[BEGIN]
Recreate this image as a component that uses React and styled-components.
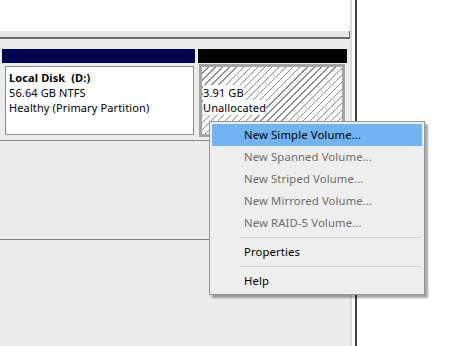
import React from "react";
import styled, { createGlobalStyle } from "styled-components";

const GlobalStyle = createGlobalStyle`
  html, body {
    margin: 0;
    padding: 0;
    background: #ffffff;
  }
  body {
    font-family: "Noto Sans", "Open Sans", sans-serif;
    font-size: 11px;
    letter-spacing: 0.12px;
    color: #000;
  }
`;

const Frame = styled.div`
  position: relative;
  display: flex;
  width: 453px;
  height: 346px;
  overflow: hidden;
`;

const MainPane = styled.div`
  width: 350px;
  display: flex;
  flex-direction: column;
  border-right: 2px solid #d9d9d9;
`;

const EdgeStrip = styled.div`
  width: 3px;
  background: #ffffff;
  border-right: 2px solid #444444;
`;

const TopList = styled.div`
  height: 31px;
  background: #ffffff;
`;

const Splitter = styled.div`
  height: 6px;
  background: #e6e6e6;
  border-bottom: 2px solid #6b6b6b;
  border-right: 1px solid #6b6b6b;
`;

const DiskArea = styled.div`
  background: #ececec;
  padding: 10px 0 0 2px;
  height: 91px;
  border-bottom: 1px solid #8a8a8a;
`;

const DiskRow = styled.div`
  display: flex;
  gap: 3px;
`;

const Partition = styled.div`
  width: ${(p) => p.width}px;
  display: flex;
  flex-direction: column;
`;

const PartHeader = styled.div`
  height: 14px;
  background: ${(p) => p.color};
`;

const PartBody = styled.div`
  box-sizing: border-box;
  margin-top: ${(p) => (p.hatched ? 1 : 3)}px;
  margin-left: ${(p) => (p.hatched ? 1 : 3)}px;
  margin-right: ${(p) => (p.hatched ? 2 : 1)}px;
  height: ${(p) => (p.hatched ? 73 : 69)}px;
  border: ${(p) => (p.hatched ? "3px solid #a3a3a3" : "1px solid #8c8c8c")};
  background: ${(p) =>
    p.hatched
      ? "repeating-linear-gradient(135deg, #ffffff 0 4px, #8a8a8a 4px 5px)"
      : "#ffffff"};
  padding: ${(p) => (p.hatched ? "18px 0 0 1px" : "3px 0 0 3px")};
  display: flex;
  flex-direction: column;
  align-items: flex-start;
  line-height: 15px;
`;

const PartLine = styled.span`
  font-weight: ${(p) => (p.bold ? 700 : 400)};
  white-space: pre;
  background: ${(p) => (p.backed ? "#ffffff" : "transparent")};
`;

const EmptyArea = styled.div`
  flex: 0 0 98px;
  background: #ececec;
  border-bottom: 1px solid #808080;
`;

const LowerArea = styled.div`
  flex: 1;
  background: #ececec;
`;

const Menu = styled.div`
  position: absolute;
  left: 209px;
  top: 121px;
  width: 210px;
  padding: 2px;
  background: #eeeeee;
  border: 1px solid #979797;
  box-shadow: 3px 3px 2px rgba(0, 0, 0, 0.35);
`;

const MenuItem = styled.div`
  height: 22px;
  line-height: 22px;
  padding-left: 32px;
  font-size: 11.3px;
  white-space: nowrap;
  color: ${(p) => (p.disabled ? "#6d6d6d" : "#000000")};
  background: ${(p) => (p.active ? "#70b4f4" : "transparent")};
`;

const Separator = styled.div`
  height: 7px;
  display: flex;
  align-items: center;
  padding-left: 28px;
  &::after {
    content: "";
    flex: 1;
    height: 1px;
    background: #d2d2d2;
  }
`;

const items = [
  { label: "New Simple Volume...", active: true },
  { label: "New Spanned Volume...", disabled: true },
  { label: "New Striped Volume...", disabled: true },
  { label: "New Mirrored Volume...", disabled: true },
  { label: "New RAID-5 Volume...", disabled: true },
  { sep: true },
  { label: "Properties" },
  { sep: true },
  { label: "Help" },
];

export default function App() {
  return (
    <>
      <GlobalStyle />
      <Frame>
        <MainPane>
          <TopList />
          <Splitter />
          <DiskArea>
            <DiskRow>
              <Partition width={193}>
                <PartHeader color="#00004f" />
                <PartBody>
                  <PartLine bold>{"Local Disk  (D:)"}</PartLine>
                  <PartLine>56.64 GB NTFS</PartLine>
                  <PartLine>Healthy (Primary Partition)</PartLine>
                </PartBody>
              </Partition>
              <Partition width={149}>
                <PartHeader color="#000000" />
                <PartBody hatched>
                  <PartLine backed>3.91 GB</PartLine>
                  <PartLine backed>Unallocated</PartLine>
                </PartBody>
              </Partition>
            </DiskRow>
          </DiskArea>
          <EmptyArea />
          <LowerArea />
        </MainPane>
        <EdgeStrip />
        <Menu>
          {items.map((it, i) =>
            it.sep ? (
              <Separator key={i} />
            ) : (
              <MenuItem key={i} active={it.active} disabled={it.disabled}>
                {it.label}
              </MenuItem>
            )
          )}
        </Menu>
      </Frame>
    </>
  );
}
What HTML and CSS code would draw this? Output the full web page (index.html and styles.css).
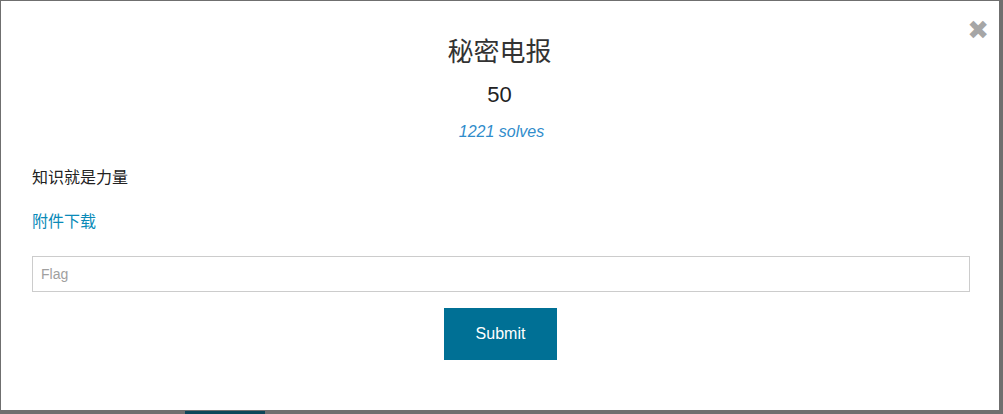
[END]
### DESCRIPTION OF THE TASK
All of the entries above should be duplicated exactly, except for the pictures.

### IN RESPONSE
Recreate this image as a component that uses React and styled-components.
import React from "react";
import styled, { createGlobalStyle } from "styled-components";

const GlobalStyle = createGlobalStyle`
  html, body {
    margin: 0;
    padding: 0;
    background: #ffffff;
  }
  body {
    font-family: "Noto Sans", "Open Sans", sans-serif;
    font-size: 11px;
    letter-spacing: 0.12px;
    color: #000;
  }
`;

const Frame = styled.div`
  position: relative;
  display: flex;
  width: 453px;
  height: 346px;
  overflow: hidden;
`;

const MainPane = styled.div`
  width: 350px;
  display: flex;
  flex-direction: column;
  border-right: 2px solid #d9d9d9;
`;

const EdgeStrip = styled.div`
  width: 3px;
  background: #ffffff;
  border-right: 2px solid #444444;
`;

const TopList = styled.div`
  height: 31px;
  background: #ffffff;
`;

const Splitter = styled.div`
  height: 6px;
  background: #e6e6e6;
  border-bottom: 2px solid #6b6b6b;
  border-right: 1px solid #6b6b6b;
`;

const DiskArea = styled.div`
  background: #ececec;
  padding: 10px 0 0 2px;
  height: 91px;
  border-bottom: 1px solid #8a8a8a;
`;

const DiskRow = styled.div`
  display: flex;
  gap: 3px;
`;

const Partition = styled.div`
  width: ${(p) => p.width}px;
  display: flex;
  flex-direction: column;
`;

const PartHeader = styled.div`
  height: 14px;
  background: ${(p) => p.color};
`;

const PartBody = styled.div`
  box-sizing: border-box;
  margin-top: ${(p) => (p.hatched ? 1 : 3)}px;
  margin-left: ${(p) => (p.hatched ? 1 : 3)}px;
  margin-right: ${(p) => (p.hatched ? 2 : 1)}px;
  height: ${(p) => (p.hatched ? 73 : 69)}px;
  border: ${(p) => (p.hatched ? "3px solid #a3a3a3" : "1px solid #8c8c8c")};
  background: ${(p) =>
    p.hatched
      ? "repeating-linear-gradient(135deg, #ffffff 0 4px, #8a8a8a 4px 5px)"
      : "#ffffff"};
  padding: ${(p) => (p.hatched ? "18px 0 0 1px" : "3px 0 0 3px")};
  display: flex;
  flex-direction: column;
  align-items: flex-start;
  line-height: 15px;
`;

const PartLine = styled.span`
  font-weight: ${(p) => (p.bold ? 700 : 400)};
  white-space: pre;
  background: ${(p) => (p.backed ? "#ffffff" : "transparent")};
`;

const EmptyArea = styled.div`
  flex: 0 0 98px;
  background: #ececec;
  border-bottom: 1px solid #808080;
`;

const LowerArea = styled.div`
  flex: 1;
  background: #ececec;
`;

const Menu = styled.div`
  position: absolute;
  left: 209px;
  top: 121px;
  width: 210px;
  padding: 2px;
  background: #eeeeee;
  border: 1px solid #979797;
  box-shadow: 3px 3px 2px rgba(0, 0, 0, 0.35);
`;

const MenuItem = styled.div`
  height: 22px;
  line-height: 22px;
  padding-left: 32px;
  font-size: 11.3px;
  white-space: nowrap;
  color: ${(p) => (p.disabled ? "#6d6d6d" : "#000000")};
  background: ${(p) => (p.active ? "#70b4f4" : "transparent")};
`;

const Separator = styled.div`
  height: 7px;
  display: flex;
  align-items: center;
  padding-left: 28px;
  &::after {
    content: "";
    flex: 1;
    height: 1px;
    background: #d2d2d2;
  }
`;

const items = [
  { label: "New Simple Volume...", active: true },
  { label: "New Spanned Volume...", disabled: true },
  { label: "New Striped Volume...", disabled: true },
  { label: "New Mirrored Volume...", disabled: true },
  { label: "New RAID-5 Volume...", disabled: true },
  { sep: true },
  { label: "Properties" },
  { sep: true },
  { label: "Help" },
];

export default function App() {
  return (
    <>
      <GlobalStyle />
      <Frame>
        <MainPane>
          <TopList />
          <Splitter />
          <DiskArea>
            <DiskRow>
              <Partition width={193}>
                <PartHeader color="#00004f" />
                <PartBody>
                  <PartLine bold>{"Local Disk  (D:)"}</PartLine>
                  <PartLine>56.64 GB NTFS</PartLine>
                  <PartLine>Healthy (Primary Partition)</PartLine>
                </PartBody>
              </Partition>
              <Partition width={149}>
                <PartHeader color="#000000" />
                <PartBody hatched>
                  <PartLine backed>3.91 GB</PartLine>
                  <PartLine backed>Unallocated</PartLine>
                </PartBody>
              </Partition>
            </DiskRow>
          </DiskArea>
          <EmptyArea />
          <LowerArea />
        </MainPane>
        <EdgeStrip />
        <Menu>
          {items.map((it, i) =>
            it.sep ? (
              <Separator key={i} />
            ) : (
              <MenuItem key={i} active={it.active} disabled={it.disabled}>
                {it.label}
              </MenuItem>
            )
          )}
        </Menu>
      </Frame>
    </>
  );
}
What HTML and CSS code would draw this? Output the full web page (index.html and styles.css).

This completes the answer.